I tested my fingers—a weak grip into a fist, then I lifted my arm. I turned my head toward him and tried desperately to see him, but the blindness obscuring the front of my vision was almost total now. Taking a breath, I winced at how weak my lungs felt, winced at the pain in my chest where my heart was still racing. The damage done to my body wouldn’t even begin to heal until I could shift, until I could let my wolf take over and stitch me back together. And to do that, I had to be free of this place.

This stranger, this prisoner, was my only hope.

I struggled to sit up, and he allowed me the dignity of doing it myself as I perched on the edge of the bed with strength and balance I hadn’t known I still had. “How long?” I managed to ask, my tongue thick and dry.

“Two minutes,” he said.

I couldn’t stop myself from reaching out, and I felt him flinch when my trembling hand touched the side of his neck. He was warm—achingly warm, like an Omega in heat. He was slight, short, his hair long. There was very little strength in him—like most humans. But I could feel the tremble in his body was more from adrenaline and a need to get the hell out than it was from inability to accomplish this task.

He gently pried my hand from his neck, then I felt him tugging at something lodged under my skin which sent searing pain down my side.

“What the hell are you doing?” I demanded, trying to shove him away.

“Quiet!” His tone was snappy, as desperate as I felt, and his fingers dug into my painfully sensitive skin. “I’m trying to help you.”

In spite of my condition, I did manage a soft, derisive snort. “By tearing more pieces off my body?”

At that, I felt him flinch. “I’m sorry, but our only hope to get you the fuck out of here is to disconnect you from the monitors at the exact moment the explosive goes off. They’ll be too busy dealing with that to pay attention to what’s going on in here. And it’s…” I heard the hesitation in his tone, and I felt him shift. “It’s going to hurt. Most of them are implanted under your skin, but I can’t risk…”

“Yes,” I interrupted with a desperation that was almost tangible. I wanted him to rip out all the shit the humans put in my body. I didn’t care about the pain. “Yes.”

His fingers spasmed on my arm, then he cleared his throat. “Your eyes,” he said, and the truth must have shown on my face from the way I flinched. “How long has your vision been impaired?”

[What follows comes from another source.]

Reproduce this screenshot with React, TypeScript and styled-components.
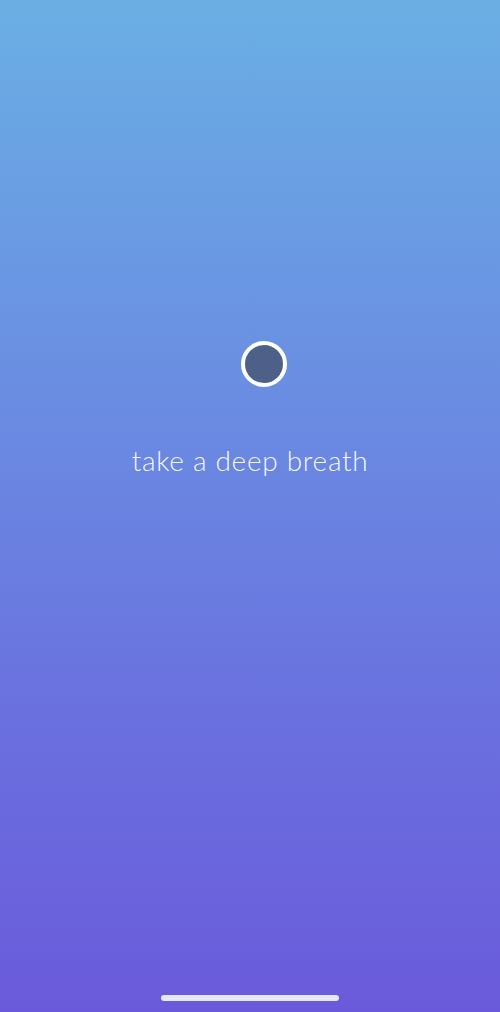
import React from "react"
import styled, { createGlobalStyle } from "styled-components"

const GlobalStyle = createGlobalStyle`
  html, body {
    margin: 0;
    padding: 0;
  }
  body {
    font-family: Lato, "Open Sans", sans-serif;
  }
`

const Screen = styled.div`
  width: 500px;
  height: 1012px;
  background: linear-gradient(180deg, #6aafe4 0%, #6a8ce2 40%, #6a71df 70%, #6a5adb 100%);
  display: flex;
  flex-direction: column;
  align-items: center;
  overflow: hidden;
`

const Dot = styled.div`
  margin-top: 341px;
  margin-left: 28px;
  width: 38px;
  height: 38px;
  border-radius: 50%;
  border: 4px solid #ffffff;
  background: #4d6188;
`

const Caption = styled.div`
  margin-top: 56px;
  font-family: Lato, sans-serif;
  font-weight: 300;
  font-size: 28px;
  letter-spacing: 0.7px;
  color: rgba(255, 255, 255, 0.96);
`

const HomeBar = styled.div`
  margin-top: auto;
  margin-bottom: 11px;
  width: 178px;
  height: 6px;
  border-radius: 3px;
  background: #e8e6f6;
`

export default function App() {
  return (
    <>
      <GlobalStyle />
      <Screen>
        <Dot />
        <Caption>take a deep breath</Caption>
        <HomeBar />
      </Screen>
    </>
  )
}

I dragged my tongue over my lips and tried to think back to the first time I noticed everything going grey, but it was impossible to really know. It had been a slow process, and I had been so damn drugged, one moment bled into the next. “A while.” It had been a while. Maybe since the start. “It’ll heal, but I need time. Sleep. To shift.”

I heard the muscles in his body stiffen—and the fact that I heard them so clearly was a good sign. Small pieces of my strength were starting to return, which meant we had some hope of escape after all. I felt the clock ticking, felt time passing in ways I hadn’t in so long.

Before either of us spoke again, his hand tensed on me, and I knew it was almost time. There was a countdown going on in his head—and it led to the moment I felt the blast right before it rocked through the lab. The roar was deafening for a moment, the glass shaking, the tables rattling. Amid the chaos of that, the stranger began to work at pulling off my monitors—digging them out from under my skin until I was free of all the wires and tubes that had kept me under constant observation.

It took all of my effort—strength I still didn’t possess—to get my feet under me. His arm was strong, but not strong enough, and I had to call on every ounce of my own determination to keep steady. I wanted to savor the moment, but I could hear shouts in the distance and the sound of humans running. The acrid scent of burning metal and flesh and stone filled my nostrils, and I had only a moment to take it in before the man’s grip on me tightened and I followed him out.